- Dataset content -
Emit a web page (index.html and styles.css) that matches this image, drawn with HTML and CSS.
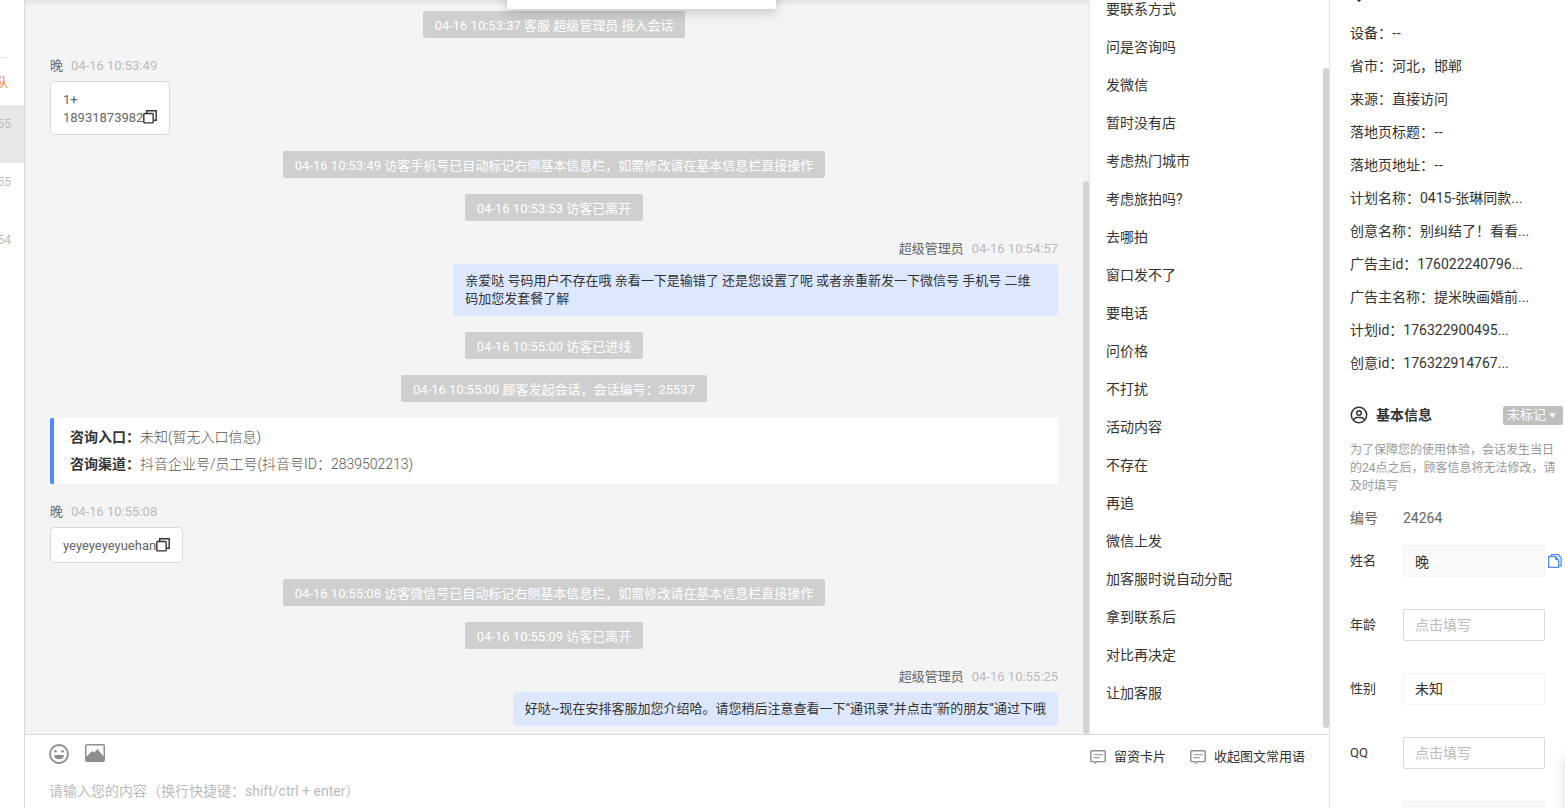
FILE: index.html
```html
<!DOCTYPE html>
<html lang="zh-CN">
<head>
<meta charset="utf-8">
<title>客服会话</title>
<link rel="stylesheet" href="styles.css">
</head>
<body>
<svg class="sprite" aria-hidden="true">
  <symbol id="copy" viewBox="0 0 14 14"><path d="M3.7 3V.8h9.5v9.4H11" fill="none" stroke="currentColor" stroke-width="1.4"/><rect x=".8" y="3.5" width="9.4" height="9.4" rx=".8" fill="none" stroke="currentColor" stroke-width="1.4"/></symbol>
  <symbol id="card" viewBox="0 0 16 14"><path d="M1.6.8h12.8q.8 0 .8.8v9.2q0 .8-.8.8H6.8L5.6 13l-1.2-1.4H1.6q-.8 0-.8-.8V1.600q0-.8.8-.8z" fill="none" stroke="currentColor" stroke-width="1.4"/><path d="M4 4.700h9M3 7.700h7" stroke="currentColor" stroke-width="1.100"/></symbol>
</svg>
<div class="app">
  <aside class="sessions">
    <div class="queue">队</div>
    <ul class="session-list">
      <li class="session active"><time>55</time></li>
      <li class="session"><time>55</time></li>
      <li class="session"><time>54</time></li>
    </ul>
  </aside>

  <main class="workspace">
    <div class="popup"></div>
    <div class="upper">
      <section class="chat">
        <p class="notice">04-16 10:53:37 客服 超级管理员 接入会话</p>
        <article class="msg">
          <header class="meta"><b>晚</b><time>04-16 10:53:49</time></header>
          <div class="bubble">1+<br>18931873982<button class="copy" aria-label="复制"><svg><use href="#copy"/></svg></button></div>
        </article>
        <p class="notice">04-16 10:53:49 访客手机号已自动标记右侧基本信息栏，如需修改请在基本信息栏直接操作</p>
        <p class="notice">04-16 10:53:53 访客已离开</p>
        <article class="msg mine">
          <header class="meta"><b>超级管理员</b><time>04-16 10:54:57</time></header>
          <div class="bubble">亲爱哒 号码用户不存在哦 亲看一下是输错了 还是您设置了呢 或者亲重新发一下微信号 手机号 二维<br>码加您发套餐了解</div>
        </article>
        <p class="notice">04-16 10:55:00 访客已进线</p>
        <p class="notice">04-16 10:55:00 顾客发起会话，会话编号：25537</p>
        <dl class="source">
          <div><dt>咨询入口：</dt><dd>未知(暂无入口信息)</dd></div>
          <div><dt>咨询渠道：</dt><dd>抖音企业号/员工号(抖音号ID：2839502213)</dd></div>
        </dl>
        <article class="msg">
          <header class="meta"><b>晚</b><time>04-16 10:55:08</time></header>
          <div class="bubble">yeyeyeyeyuehan<button class="copy" aria-label="复制"><svg><use href="#copy"/></svg></button></div>
        </article>
        <p class="notice">04-16 10:55:08 访客微信号已自动标记右侧基本信息栏，如需修改请在基本信息栏直接操作</p>
        <p class="notice">04-16 10:55:09 访客已离开</p>
        <article class="msg mine">
          <header class="meta"><b>超级管理员</b><time>04-16 10:55:25</time></header>
          <div class="bubble">好哒~现在安排客服加您介绍哈。请您稍后注意查看一下“通讯录”并点击“新的朋友”通过下哦</div>
        </article>
        <i class="thumb chat-thumb"></i>
      </section>
      <section class="replies">
        <ul>
          <li><button>要联系方式</button></li>
          <li><button>问是咨询吗</button></li>
          <li><button>发微信</button></li>
          <li><button>暂时没有店</button></li>
          <li><button>考虑热门城市</button></li>
          <li><button>考虑旅拍吗?</button></li>
          <li><button>去哪拍</button></li>
          <li><button>窗口发不了</button></li>
          <li><button>要电话</button></li>
          <li><button>问价格</button></li>
          <li><button>不打扰</button></li>
          <li><button>活动内容</button></li>
          <li><button>不存在</button></li>
          <li><button>再追</button></li>
          <li><button>微信上发</button></li>
          <li><button>加客服时说自动分配</button></li>
          <li><button>拿到联系后</button></li>
          <li><button>对比再决定</button></li>
          <li><button>让加客服</button></li>
        </ul>
        <i class="thumb replies-thumb"></i>
      </section>
    </div>
    <section class="composer">
      <div class="toolbar">
        <button class="tool" aria-label="表情"><svg viewBox="0 0 20 20"><circle cx="10" cy="10" r="9" fill="none" stroke="currentColor" stroke-width="1.800"/><circle cx="6.500" cy="7.300" r="1.300" fill="currentColor"/><circle cx="13.500" cy="7.300" r="1.300" fill="currentColor"/><path d="M5 11h10q-.5 4.300-5 4.300T5 11z" fill="currentColor"/></svg></button>
        <button class="tool" aria-label="图片"><svg viewBox="0 0 20 20"><path fill-rule="evenodd" d="M2 0h16q2 0 2 2v14q0 2-2 2H2q-2 0-2-2V2q0-2 2-2zm0 1.500q-.5 0-.5.5v10.500L6 8l1.500-.8L9 8.500 12.500 5l6 7.500V2q0-.5-.5-.5z" fill="currentColor"/></svg></button>
        <div class="shortcuts">
          <button><svg><use href="#card"/></svg>留资卡片</button>
          <button><svg><use href="#card"/></svg>收起图文常用语</button>
        </div>
      </div>
      <textarea rows="1" aria-label="消息内容" placeholder="请输入您的内容（换行快捷键：shift/ctrl + enter）"></textarea>
    </section>
  </main>

  <aside class="info">
    <h2 class="title visit"><svg viewBox="0 0 18 18"><path d="M9 17 3 10.500a7 7 0 1 1 12 0z" fill="none" stroke="currentColor" stroke-width="1.700"/></svg>访客信息</h2>
    <ul class="facts">
      <li>设备：<span class="empty">--</span></li>
      <li>省市：河北，邯郸</li>
      <li>来源：直接访问</li>
      <li>落地页标题：<span class="empty">--</span></li>
      <li>落地页地址：<span class="empty">--</span></li>
      <li>计划名称：0415-张琳同款...</li>
      <li>创意名称：别纠结了！看看...</li>
      <li>广告主id：176022240796...</li>
      <li>广告主名称：提米映画婚前...</li>
      <li>计划id：176322900495...</li>
      <li>创意id：176322914767...</li>
    </ul>
    <h2 class="title"><svg viewBox="0 0 18 18"><g fill="none" stroke="currentColor" stroke-width="1.500"><circle cx="9" cy="9" r="7.700"/><circle cx="9" cy="7" r="2.300"/><path d="M3.500 14q1-2.500 3.500-2.500h4q2.500 0 3.500 2.500"/></g></svg>基本信息<button class="mark">未标记<svg viewBox="0 0 8 5"><path d="M0 0h8L4 5z" fill="currentColor"/></svg></button></h2>
    <p class="hint">为了保障您的使用体验，会话发生当日的24点之后，顾客信息将无法修改，请及时填写</p>
    <p class="number"><span>编号</span><span>24264</span></p>
    <form class="fields">
      <div class="field"><label for="name">姓名</label><input id="name" class="locked" value="晚" readonly><button type="button" class="copy-name" aria-label="复制姓名"><svg viewBox="0 0 14 14"><path d="M3.500 2V.7h6.700l3 3v8.200h-2" fill="none" stroke="currentColor" stroke-width="1.300"/><path d="M.7 2.500h6.500l3.500 3.500v7.300H.7z" fill="none" stroke="currentColor" stroke-width="1.300"/><path d="M7 2.500V6h3.700z" fill="currentColor"/></svg></button></div>
      <div class="field"><label for="age">年龄</label><input id="age" placeholder="点击填写"></div>
      <div class="field"><label for="sex">性别</label><select id="sex"><option>未知</option></select></div>
      <div class="field"><label for="qq">QQ</label><input id="qq" placeholder="点击填写"></div>
      <div class="field"><span></span><input class="locked" aria-label="其他" readonly></div>
    </form>
    <div class="float"></div>
  </aside>
</div>
</body>
</html>
```
FILE: styles.css
```css
* { box-sizing: border-box; }
body, p, ul, dl, dd, h2 { margin: 0; padding: 0; }
ul { list-style: none; }
body {
  background: #fff;
  color: #333;
  font: 14px/18px Roboto, "Noto Sans CJK SC", sans-serif;
}
button, input, select, textarea { font: inherit; color: inherit; }
button { padding: 0; border: 0; background: none; cursor: pointer; }
.sprite { position: absolute; width: 0; height: 0; }
.app { display: flex; height: 100vh; overflow: hidden; }

.sessions {
  flex: none;
  width: 25px;
  overflow: hidden;
  border-right: 1px solid #d9d9d9;
  font-size: 12px;
}
.queue {
  display: flex;
  justify-content: flex-end;
  align-items: center;
  width: 8px;
  height: 48px;
  margin: 57px 0 0;
  padding-top: 2px;
  border-top: 1px solid #e6e6e6;
  color: #ff7a33;
}
.session {
  display: flex;
  justify-content: flex-end;
  width: 24px;
  height: 58px;
  padding: 10px 13px 0 0;
  color: #bbb;
}
.active { background: #e8e8e8; }

.workspace {
  position: relative;
  display: flex;
  flex: 1;
  flex-direction: column;
  min-width: 0;
}
.popup {
  position: absolute;
  z-index: 2;
  top: -20px;
  left: 37%;
  width: 269px;
  height: 29px;
  border-radius: 2px;
  background: #fff;
  box-shadow: 0 4px 12px rgba(0, 0, 0, .18);
}
.upper { display: flex; flex: 1; min-height: 0; overflow: hidden; }
.chat {
  position: relative;
  display: flex;
  flex: 1;
  flex-direction: column;
  gap: 16px;
  min-width: 0;
  padding: 11px 31px 8px 25px;
  overflow: hidden;
  background: #f3f4f6;
  box-shadow: inset 0 5px 5px -3px rgba(0, 0, 0, .1);
  font-size: 13px;
}
.notice {
  align-self: center;
  padding: 6px 12px 3px;
  border-radius: 2px;
  background: #cfcfcf;
  color: #fff;
}
.msg { display: flex; flex-direction: column; align-items: flex-start; gap: 3px; }
.meta { display: flex; gap: 8px; line-height: 24px; color: #bbb; }
.meta b { font-weight: 400; color: #666; }
.bubble {
  padding: 9px 12px 7px;
  border: 1px solid #d9d9d9;
  border-radius: 4px;
  background: #fff;
  color: #666;
}
.mine { align-items: flex-end; }
.mine .bubble {
  max-width: 60%;
  padding: 8px 12px;
  border: 0;
  background: #dce8ff;
  color: #333;
}
.mine .bubble:has(br) { min-width: 60%; }
.copy { width: 14px; height: 14px; vertical-align: -2px; color: #333; }
.copy svg { display: block; width: 14px; height: 14px; }
.source {
  display: flex;
  flex-direction: column;
  gap: 9px;
  padding: 10px 16px 11px;
  border-left: 4px solid #4e8cff;
  border-radius: 2px;
  background: #fff;
  font-size: 14px;
}
.source div { display: flex; }
.source dt { font-weight: 700; }
.source dd { color: #555; font-weight: 300; }
.thumb { position: absolute; width: 6px; border-radius: 3px; background: #d3d3d3; }
.chat-thumb { right: 0; top: 181px; bottom: 0; }

.replies {
  position: relative;
  flex: none;
  width: 240px;
  overflow: hidden;
  border-left: 1px solid #e6e6e6;
}
.replies ul { margin-top: -10px; }
.replies li button {
  width: 100%;
  height: 38px;
  padding: 0 16px;
  text-align: left;
}
.replies-thumb { right: 0; top: 68px; bottom: 6px; }

.composer {
  flex: none;
  height: 74px;
  padding: 9px 24px 0;
  border-top: 1px solid #d9d9d9;
}
.toolbar { display: flex; gap: 16px; height: 26px; }
.tool { width: 20px; height: 20px; color: #8e8e8e; }
.tool svg { display: block; width: 20px; height: 20px; }
.shortcuts { display: flex; gap: 24px; margin-left: auto; font-size: 13px; }
.shortcuts button { display: flex; align-items: center; gap: 8px; }
.shortcuts svg { width: 16px; height: 14px; color: #8e8e8e; }
.composer textarea {
  display: block;
  width: 100%;
  height: 24px;
  margin-top: 12px;
  padding: 0;
  border: 0;
  resize: none;
  outline: 0;
}
::placeholder { color: #bbb; opacity: 1; }

.info {
  position: relative;
  flex: none;
  width: 236px;
  padding: 0 2px 0 20px;
  overflow: hidden;
  border-left: 1px solid #e0e0e0;
}
.title {
  display: flex;
  align-items: center;
  gap: 8px;
  height: 22px;
  font-size: 14px;
  font-weight: 700;
}
.title > svg { width: 18px; height: 18px; }
.visit { margin: -18px 0 13px; }
.facts li { line-height: 33px; white-space: nowrap; }
.facts { margin-bottom: 24px; }
.facts .empty { font-family: "Open Sans", sans-serif; line-height: 18px; }
.mark {
  display: flex;
  align-items: center;
  gap: 3px;
  height: 19px;
  margin-left: auto;
  padding: 0 7px 0 4px;
  border-radius: 2px;
  background: #bfbfbf;
  color: #fff;
  font-size: 13px;
  font-weight: 400;
}
.mark svg { width: 7px; height: 5px; }
.hint {
  margin: 15px 3px 14px 0;
  color: #999;
  font-size: 12px;
}
.number, .field { display: grid; grid-template-columns: 53px 142px auto; align-items: center; }
.number { margin-bottom: 18px; color: #666; }
.fields { display: grid; gap: 32px; font-size: 13px; }
.field { justify-content: start; }
.field input, .field select {
  width: 100%;
  height: 32px;
  padding: 0 11px;
  border: 1px solid #d9d9d9;
  border-radius: 2px;
  background: #fff;
  font-size: 14px;
  appearance: none;
}
.field .locked { border-color: #f3f3f3; background: #fafafa; }
.field select { border-color: #f3f3f3; }
.copy-name { width: 14px; height: 14px; margin-left: 3px; color: #4e8cff; }
.copy-name svg { display: block; width: 14px; height: 14px; }
.float {
  position: absolute;
  right: -20px;
  bottom: -20px;
  width: 20px;
  height: 70px;
  box-shadow: 0 0 12px rgba(0, 0, 0, .15);
}
```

- What to do -
Copy out every line of the listing that includes the string "styles".

- The output -
Emit a web page (index.html and styles.css) that matches this image, drawn with HTML and CSS.
<link rel="stylesheet" href="styles.css">
FILE: styles.css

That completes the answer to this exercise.